Selective Laser Trabeculoplasty (SLT): An overview

Written by: Mr Don Williams
Edited by: Aoife Maguire

Selective laser trabeculoplasty, commonly known as SLT, is a medical procedure that plays a crucial role in managing a condition called glaucoma. Leading consultant specialist optometrist Mr Don Williams provides an overview for patients, including an explanation of how it works and what to expect following the surgery.



Understanding Selective Laser Trabeculoplasty (SLT)

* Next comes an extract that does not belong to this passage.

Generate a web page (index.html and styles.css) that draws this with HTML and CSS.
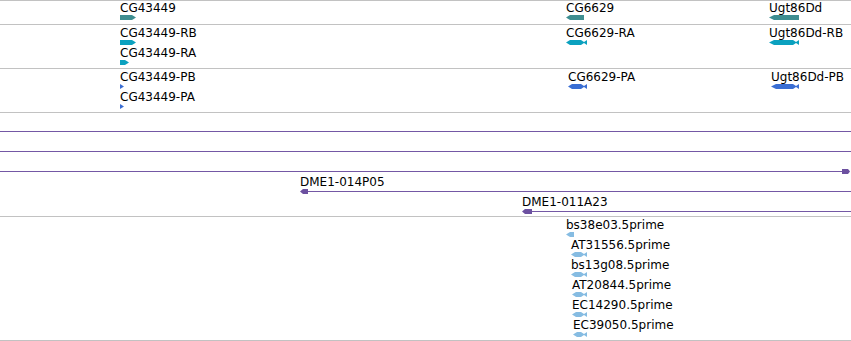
FILE: index.html
```html
<!DOCTYPE html>
<html>
<head>
<meta charset="utf-8">
<link rel="stylesheet" href="styles.css">
</head>
<body>
<div class="tracks">
  <!-- genes -->
  <div class="track rows1">
    <div class="feat" style="left:120px;top:0px">
      <div class="label">CG43449</div>
      <svg class="glyph gene" width="16" height="5"><polygon points="0,0 12,0 16,2.5 12,5 0,5"/></svg>
    </div>
    <div class="feat" style="left:566px;top:0px">
      <div class="label">CG6629</div>
      <svg class="glyph gene" width="18" height="5"><polygon points="0,2.5 4,0 18,0 18,5 4,5"/></svg>
    </div>
    <div class="feat" style="left:769px;top:0px">
      <div class="label">Ugt86Dd</div>
      <svg class="glyph gene" width="30" height="5"><polygon points="0,2.5 5,0 30,0 30,5 5,5"/></svg>
    </div>
  </div>
  <!-- transcripts -->
  <div class="track rows2">
    <div class="feat" style="left:120px;top:1px">
      <div class="label">CG43449-RB</div>
      <svg class="glyph mrna" width="16" height="5"><polygon points="0,0 12,0 16,2.5 12,5 0,5"/></svg>
    </div>
    <div class="feat" style="left:120px;top:21px">
      <div class="label">CG43449-RA</div>
      <svg class="glyph mrna" width="9" height="5"><polygon points="0,0 5,0 9,2.5 5,5 0,5"/></svg>
    </div>
    <div class="feat" style="left:566px;top:1px">
      <div class="label">CG6629-RA</div>
      <svg class="glyph mrna" width="21" height="5"><polygon points="0,2.5 4,0 15,0 18,2 21,0 21,5 18,3 15,5 4,5"/></svg>
    </div>
    <div class="feat" style="left:769px;top:1px">
      <div class="label">Ugt86Dd-RB</div>
      <svg class="glyph mrna" width="30" height="5"><polygon points="0,2.5 5,0 24,0 27,2 30,0 30,5 27,3 24,5 5,5"/></svg>
    </div>
  </div>
  <!-- proteins -->
  <div class="track rows2">
    <div class="feat" style="left:120px;top:1px">
      <div class="label">CG43449-PB</div>
      <svg class="glyph cds" width="4" height="5"><polygon points="0,0 4,2.5 0,5"/></svg>
    </div>
    <div class="feat" style="left:120px;top:21px">
      <div class="label">CG43449-PA</div>
      <svg class="glyph cds" width="4" height="5"><polygon points="0,0 4,2.5 0,5"/></svg>
    </div>
    <div class="feat" style="left:568px;top:1px">
      <div class="label">CG6629-PA</div>
      <svg class="glyph cds" width="19" height="5"><polygon points="0,2.5 4,0 13,0 16,2 19,0 19,5 16,3 13,5 4,5"/></svg>
    </div>
    <div class="feat" style="left:771px;top:1px">
      <div class="label">Ugt86Dd-PB</div>
      <svg class="glyph cds" width="28" height="5"><polygon points="0,2.5 5,0 22,0 25,2 28,0 28,5 25,3 22,5 5,5"/></svg>
    </div>
  </div>
  <!-- clones -->
  <div class="track rows5">
    <div class="feat span" style="left:0px;top:2px">
      <div class="label"></div>
      <div class="bar"><div class="rule"></div></div>
    </div>
    <div class="feat span" style="left:0px;top:22px">
      <div class="label"></div>
      <div class="bar"><div class="rule"></div></div>
    </div>
    <div class="feat span" style="left:0px;top:42px">
      <div class="label"></div>
      <div class="bar"><div class="rule"></div><svg class="clone" width="9" height="5"><polygon points="0,0 6,0 8,2.5 6,5 0,5"/></svg></div>
    </div>
    <div class="feat span" style="left:300px;top:62px">
      <div class="label">DME1-014P05</div>
      <div class="bar"><svg class="clone" width="8" height="5"><polygon points="0,2.5 3,0 8,0 8,5 3,5"/></svg><div class="rule"></div></div>
    </div>
    <div class="feat span" style="left:522px;top:82px">
      <div class="label">DME1-011A23</div>
      <div class="bar"><svg class="clone" width="10" height="5"><polygon points="0,2.5 3,0 10,0 10,5 3,5"/></svg><div class="rule"></div></div>
    </div>
  </div>
  <!-- ESTs -->
  <div class="track rows6">
    <div class="feat" style="left:566px;top:1px">
      <div class="label">bs38e03.5prime</div>
      <svg class="glyph est" width="8" height="5"><polygon points="0,2.5 4,0 8,0 8,5 4,5"/></svg>
    </div>
    <div class="feat" style="left:571px;top:21px">
      <div class="label">AT31556.5prime</div>
      <svg class="glyph est" width="16" height="5"><polygon points="0,2.5 4,0 10,0 13,2 16,0 16,5 13,3 10,5 4,5"/></svg>
    </div>
    <div class="feat" style="left:571px;top:41px">
      <div class="label">bs13g08.5prime</div>
      <svg class="glyph est" width="16" height="5"><polygon points="0,2.5 4,0 10,0 13,2 16,0 16,5 13,3 10,5 4,5"/></svg>
    </div>
    <div class="feat" style="left:572px;top:61px">
      <div class="label">AT20844.5prime</div>
      <svg class="glyph est" width="15" height="5"><polygon points="0,2.5 4,0 9,0 12,2 15,0 15,5 12,3 9,5 4,5"/></svg>
    </div>
    <div class="feat" style="left:572px;top:81px">
      <div class="label">EC14290.5prime</div>
      <svg class="glyph est" width="15" height="5"><polygon points="0,2.5 4,0 9,0 12,2 15,0 15,5 12,3 9,5 4,5"/></svg>
    </div>
    <div class="feat" style="left:573px;top:101px">
      <div class="label">EC39050.5prime</div>
      <svg class="glyph est" width="14" height="5"><polygon points="0,2.5 4,0 8,0 11,2 14,0 14,5 11,3 8,5 4,5"/></svg>
    </div>
  </div>
</div>
</body>
</html>
```
FILE: styles.css
```css
* {
  box-sizing: border-box;
}

html,
body {
  margin: 0;
  padding: 0;
  background: #ffffff;
}

body {
  width: 851px;
  height: 341px;
  overflow: hidden;
  font-family: "DejaVu Sans", "Noto Sans", sans-serif;
  font-size: 12px;
  color: #000000;
}

.tracks {
  display: flex;
  flex-direction: column;
  border-top: 1px solid #c2c2c2;
}

.track {
  position: relative;
  flex: none;
  border-bottom: 1px solid #c2c2c2;
}

.rows1 { height: 24px; }
.rows2 { height: 44px; }
.rows5 { height: 104px; }
.rows6 { height: 124px; }

.feat {
  position: absolute;
  display: flex;
  flex-direction: column;
  align-items: flex-start;
}

.feat.span {
  right: 0;
  align-items: stretch;
}

.label {
  height: 14px;
  line-height: 14px;
  white-space: nowrap;
}

.glyph {
  display: block;
}

.gene polygon { fill: #3e8e91; }
.mrna polygon { fill: #0ba1bf; }
.cds polygon { fill: #3a6ed3; }
.est polygon { fill: #86bce2; }

.bar {
  display: flex;
  align-items: center;
  height: 5px;
}

.rule {
  flex: 1;
  height: 1px;
  background: #7458a5;
}

.clone {
  display: block;
  flex: none;
}

.clone polygon { fill: #6c50a0; }
```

Selective laser trabeculoplasty, commonly referred to as SLT, is a sophisticated, non-invasive laser therapy aimed at managing intraocular pressure in patients with glaucoma. This condition, characterised by potential damage to the optic nerve often due to increased ocular pressure, can be effectively controlled using SLT. Recognised and sanctioned by medical authorities, SLT stands as a significant advancement in combating the progression of glaucoma.


Mechanism of SLT action


The procedure targets the trabecular meshwork, the eye's intrinsic drainage mechanism, which is pivotal in regulating fluid balance. In glaucoma-afflicted eyes, this system's efficacy diminishes, leading to fluid accumulation and elevated ocular pressure. SLT employs a focused laser to selectively stimulate cells within the trabecular meshwork, thereby enhancing drainage and consequently lowering the intraocular pressure.

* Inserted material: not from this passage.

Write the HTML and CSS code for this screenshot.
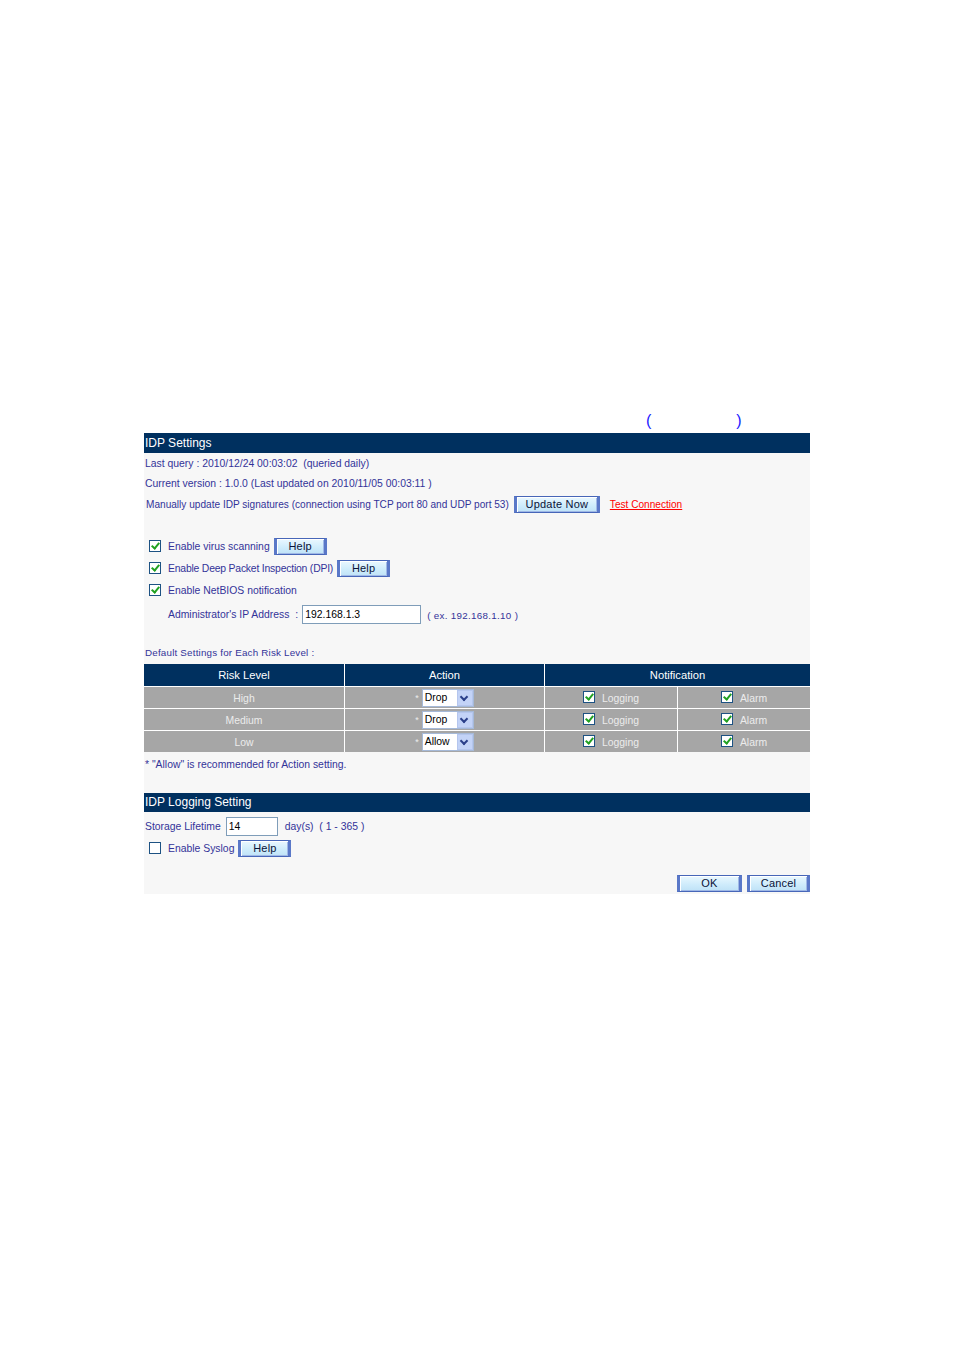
FILE: index.html
```html
<!DOCTYPE html>
<html lang="en">
<head>
    <meta charset="UTF-8">
    <title>IDP Settings</title>
    <link rel="stylesheet" href="styles.css">
</head>
<body>
    <div class="page">
        <div class="paren-line"><span>(</span><span class="paren-close">)</span></div>
        <div class="panel">
            <div class="bar">IDP Settings</div>
            <div class="line">Last query : 2010/12/24 00:03:02 &nbsp;(queried daily)</div>
            <div class="line">Current version : 1.0.0 (Last updated on 2010/11/05 00:03:11 )</div>
            <div class="line line-update">
                <span>Manually update IDP signatures (connection using TCP port 80 and UDP port 53)</span>
                <button class="btn btn-update">Update Now</button>
                <a class="test-link">Test Connection</a>
            </div>

            <div class="checks">
                <div class="check-row">
                    <span class="chk on"></span><span class="lbl">Enable virus scanning</span>
                    <button class="btn btn-help">Help</button>
                </div>
                <div class="check-row">
                    <span class="chk on"></span><span class="lbl lbl-tight">Enable Deep Packet Inspection (DPI)</span>
                    <button class="btn btn-help">Help</button>
                </div>
                <div class="check-row">
                    <span class="chk on"></span><span class="lbl">Enable NetBIOS notification</span>
                </div>
                <div class="ip-row">
                    <span class="ip-label">Administrator's IP Address</span>
                    <span class="colon">:</span>
                    <span class="field field-ip">192.168.1.3</span>
                    <span class="hint">( ex. 192.168.1.10 )</span>
                </div>
            </div>

            <div class="line caption">Default Settings for Each Risk Level :</div>
            <table class="risk">
                <tr class="head">
                    <th class="c-level">Risk Level</th>
                    <th class="c-action">Action</th>
                    <th colspan="2">Notification</th>
                </tr>
                <tr>
                    <td>High</td>
                    <td><span class="star">*</span><span class="sel"><span class="sel-val">Drop</span><span class="sel-arrow"></span></span></td>
                    <td class="c-log"><span class="chk on"></span>Logging</td>
                    <td class="c-alarm"><span class="chk on"></span>Alarm</td>
                </tr>
                <tr>
                    <td>Medium</td>
                    <td><span class="star">*</span><span class="sel"><span class="sel-val">Drop</span><span class="sel-arrow"></span></span></td>
                    <td class="c-log"><span class="chk on"></span>Logging</td>
                    <td class="c-alarm"><span class="chk on"></span>Alarm</td>
                </tr>
                <tr>
                    <td>Low</td>
                    <td><span class="star">*</span><span class="sel"><span class="sel-val">Allow</span><span class="sel-arrow"></span></span></td>
                    <td class="c-log"><span class="chk on"></span>Logging</td>
                    <td class="c-alarm"><span class="chk on"></span>Alarm</td>
                </tr>
            </table>
            <div class="line note">* "Allow" is recommended for Action setting.</div>

            <div class="bar bar-log">IDP Logging Setting</div>
            <div class="life-row">
                <span>Storage Lifetime</span>
                <span class="field field-life">14</span>
                <span class="days">day(s) &nbsp;( 1 - 365 )</span>
            </div>
            <div class="check-row syslog">
                <span class="chk"></span><span class="lbl">Enable Syslog</span>
                <button class="btn btn-help">Help</button>
            </div>
            <div class="actions">
                <button class="btn btn-ok">OK</button>
                <button class="btn btn-cancel">Cancel</button>
            </div>
        </div>
    </div>
</body>
</html>
```

FILE: styles.css
```css
body {
    margin: 0;
    padding: 0;
    background-color: #fff;
    font-family: "Liberation Sans", Arial, sans-serif;
}
.page {
    padding-top: 410px;
    margin-left: 144px;
    width: 666px;
}
.paren-line {
    height: 23px;
    padding-left: 502px;
    color: #1a1aff;
    font-size: 16px;
    line-height: 21px;
}
.paren-close {
    margin-left: 85px;
}
.panel {
    background-color: #f7f7f7;
    color: #333399;
    font-size: 10.4px;
}
.bar {
    background-color: #00305f;
    color: #fff;
    font-size: 12px;
    height: 20px;
    line-height: 20px;
    padding-left: 1px;
}
.bar-log {
    height: 19px;
    line-height: 19px;
    margin-top: 18px;
}
.line {
    height: 20px;
    line-height: 22px;
    padding-left: 1px;
    white-space: nowrap;
}
.line-update {
    height: 21px;
    display: flex;
    align-items: center;
    padding-left: 2px;
    padding-top: 1px;
    font-size: 10.1px;
}
.test-link {
    color: #ff0000;
    text-decoration: underline;
    margin-left: 10px;
}
.btn {
    font-family: "Liberation Sans", Arial, sans-serif;
    font-size: 11px;
    color: #0a1238;
    height: 17px;
    padding: 0;
    background: linear-gradient(#eaf8ff, #cdebfb 60%, #bfe2f7);
    border: 1px solid #4766b8;
    border-left: 3px solid #5a78c8;
    border-right: 3px solid #5a78c8;
    box-shadow: inset 1px 1px 0 #fff, inset -1px -1px 0 #9fb8e6;
    cursor: pointer;
    line-height: 13px;
    letter-spacing: 0.2px;
}
.btn-update {
    width: 86px;
    margin-left: 5px;
}
.btn-help {
    width: 53px;
    margin-left: 4px;
}
.checks {
    padding-top: 20px;
    padding-left: 5px;
}
.check-row {
    height: 22px;
    display: flex;
    align-items: center;
    white-space: nowrap;
}
.chk {
    display: inline-block;
    width: 10px;
    height: 10px;
    border: 1px solid #1d5283;
    background-color: #fff;
    position: relative;
    vertical-align: middle;
}
.chk.on::after {
    content: "";
    position: absolute;
    left: 3px;
    top: 0px;
    width: 3px;
    height: 6px;
    border: solid #21a121;
    border-width: 0 2px 2px 0;
    transform: rotate(40deg);
}
.lbl {
    margin-left: 7px;
}
.lbl-tight {
    letter-spacing: -0.2px;
}
.ip-row {
    height: 24px;
    display: flex;
    align-items: center;
    padding-left: 19px;
    margin-top: 1px;
    white-space: nowrap;
}
.colon {
    margin-left: 6px;
    margin-right: 4px;
}
.field {
    display: inline-block;
    box-sizing: border-box;
    height: 19px;
    line-height: 17px;
    border: 1px solid #7f9db9;
    background-color: #fff;
    color: #000;
    padding-left: 2px;
}
.field-ip {
    width: 119px;
}
.hint {
    margin-left: 6px;
    margin-top: 3px;
    font-size: 9.8px;
    letter-spacing: 0.3px;
}
.caption {
    margin-top: 19px;
    height: 19px;
    line-height: 15px;
    font-size: 9.8px;
    letter-spacing: 0.2px;
}
.risk {
    width: 666px;
    border-collapse: collapse;
    border-spacing: 0;
}
.risk th {
    background-color: #00305f;
    color: #fff;
    font-weight: normal;
    font-size: 11.2px;
    height: 22px;
    padding: 0;
    border-right: 1px solid #fff;
    border-bottom: 1px solid #fff;
}
.risk td {
    background-color: #a6a6a6;
    color: #ececec;
    text-align: center;
    height: 20px;
    padding: 1px 0 0;
    border-right: 1px solid #fff;
    border-bottom: 1px solid #fff;
    white-space: nowrap;
}
.risk tr > :last-child {
    border-right: none;
}
.risk tr:last-child td {
    border-bottom: none;
}
.c-level {
    width: 200px;
}
.c-action {
    width: 199px;
}
.c-log {
    width: 132px;
}
.star {
    font-size: 9px;
    margin-right: 3px;
    vertical-align: middle;
}
.sel {
    display: inline-flex;
    box-sizing: border-box;
    width: 52px;
    height: 18px;
    border: 1px solid #a5b9d8;
    background-color: #fff;
    vertical-align: middle;
    text-align: left;
}
.sel-val {
    flex: 1;
    color: #000;
    line-height: 16px;
    padding-left: 2px;
}
.sel-arrow {
    width: 14px;
    background: #c3d3f7;
    border: 1px solid #b5c6ee;
    position: relative;
}
.sel-arrow::after {
    content: "";
    position: absolute;
    left: 3px;
    top: 3px;
    width: 4px;
    height: 4px;
    border: solid #2b3f8a;
    border-width: 0 2px 2px 0;
    transform: rotate(45deg);
}
.c-log .chk, .c-alarm .chk {
    margin-right: 7px;
    margin-top: -3px;
}
.note {
    height: 22px;
    line-height: 24px;
    margin-top: 1px;
}
.life-row {
    height: 22px;
    margin-top: 3px;
    display: flex;
    align-items: center;
    padding-left: 1px;
    white-space: nowrap;
}
.field-life {
    width: 52px;
    margin-left: 5px;
}
.days {
    margin-left: 7px;
}
.syslog {
    padding-left: 5px;
}
.actions {
    display: flex;
    justify-content: flex-end;
    gap: 5px;
    padding-top: 16px;
    padding-bottom: 2px;
}
.btn-ok {
    width: 65px;
}
.btn-cancel {
    width: 63px;
}
```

The SLT procedure: what to expect


Performed typically as an outpatient service, SLT does not necessitate an overnight hospital stay. The process begins with the application of anaesthetic eye drops to ensure patient comfort. Following this, a specialised lens is used to apply the laser precisely to the trabecular meshwork. The procedure is notably expeditious, lasting only about 10 to 15 minutes, and is well-received by most patients.


Post-procedure expectations


Post-SLT, patients may experience mild discomfort or irritation, which ordinarily subsides within a couple of days. There might also be a temporary increase in light sensitivity. Adhering to postoperative guidelines provided by your eye care specialist, including the usage of prescribed medications and attending subsequent appointments, is crucial for optimal recovery and results.


Weighing the risks and benefits


While SLT is predominantly associated with minor side effects like slight discomfort and light sensitivity, there is a rare possibility of increased eye pressure. Nevertheless, the procedure's advantages, such as reduced intraocular pressure and enhanced fluid drainage, typically surpass these minimal risks, contributing significantly to improved long-term ocular health.






For those interested in a detailed consultation, Mr Don Williams welcomes you to schedule a visit via his Top Doctors profile today. 

By Mr Don Williams

Mr Don Williams is a distinguished consultant specialist optometrist operating in Birmingham. Renowned for his expertise, Mr Williams specialises in treating a broad spectrum of eye conditions. His primary areas of focus include dry eye, glaucoma, YAG LASER Capsulotomy, Selective Laser Trabeculoplasty (SLT), Keratoconus, and general ophthalmology. He is the esteemed founder of the Edgbaston Private Eye Clinic, a premier institution committed to providing specialised eye treatments and services. He has over 15 years of experience in the field of optometry, mainly glaucoma care.  

Educationally, Mr. Williams holds a Bachelor of Science (Honours) from the Institute of Vision Science at Aston University. His commitment to academic excellence is further evidenced by his Master of Science in Advanced Glaucoma Diagnostic Detection, where he achieved a distinction. Presently, he is enhancing his academic portfolio through an ongoing Master of Science in Advanced Clinical Ophthalmology at the University of Plymouth, slated for completion between 2023 and 2025. His educational journey encompasses extensive training at prestigious institutions, including Aston University, Ulster University, Bradford University, Moorfields Eye Hospital, Cardiff University, and currently at the University of Plymouth.
Mr. Williams boasts over a decade of active engagement in community ophthalmology. He has dedicated the past ten years to managing glaucoma patients within the previously known Birmingham Clinical Commissioning Group (CCG). Besides leading a thriving private practice, he has recently taken on the role of Clinical Lead for Community Ophthalmology Services in the NHS in Birmingham. He is also a proud member of the General Optical Council’s Specialist Register in Therapeutics.
In addition to his clinical duties, Mr. Williams is a respected figure in the academic sphere, serving as a Visiting Specialist Lecturer at the University of Plymouth since July 2023. Mr Williams' exemplary career and contributions to the field of optometry underscore his dedication to excellence in patient care, education, and advancement in ophthalmic practices. His extensive training, coupled with a profound commitment to ongoing learning and community service, positions him as a leader and a highly respected professional in his field. He is fluent in English and proficient in French.